Kraken’s Parent Posted $507M in Q1 Revenue. EBITDA Dropped 89%. Both Numbers Tell the Same Story.

Payward grew revenue 3% year-over-year while Bitcoin fell 22% and industry spot volume dropped 38%. Futures DARTs jumped 51%. But adjusted EBITDA collapsed from $168 million to $18 million because the company spent the quarter buying everything it could find.

Payward, the parent company of Kraken, reported $507 million in adjusted revenue for Q1 2026. That is up 3% from a year ago. It is also down from $628 million in Q4 2025. Both directions matter.

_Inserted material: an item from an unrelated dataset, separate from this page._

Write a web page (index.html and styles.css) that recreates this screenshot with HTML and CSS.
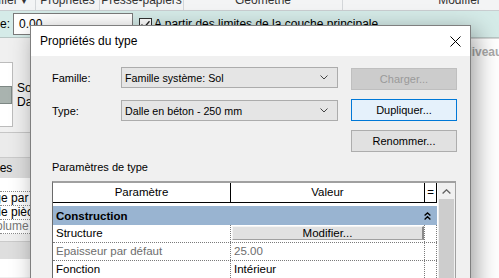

The quarter was brutal for crypto exchanges. Bitcoin dropped 22%. Total crypto market cap fell 23%. Industry-wide spot trading volume cratered 38%. Coinbase and Robinhood both reported trading revenue declines. Kraken grew.

The how matters more than the what.

Derivatives Carried the Quarter

Futures daily average revenue trades climbed 51% year-over-year. That is the standout number in the entire report. NinjaTrader, which Kraken acquired in 2024, and the Breakout derivatives platform drove most of that growth. Total trading volume across the platform hit $357 billion.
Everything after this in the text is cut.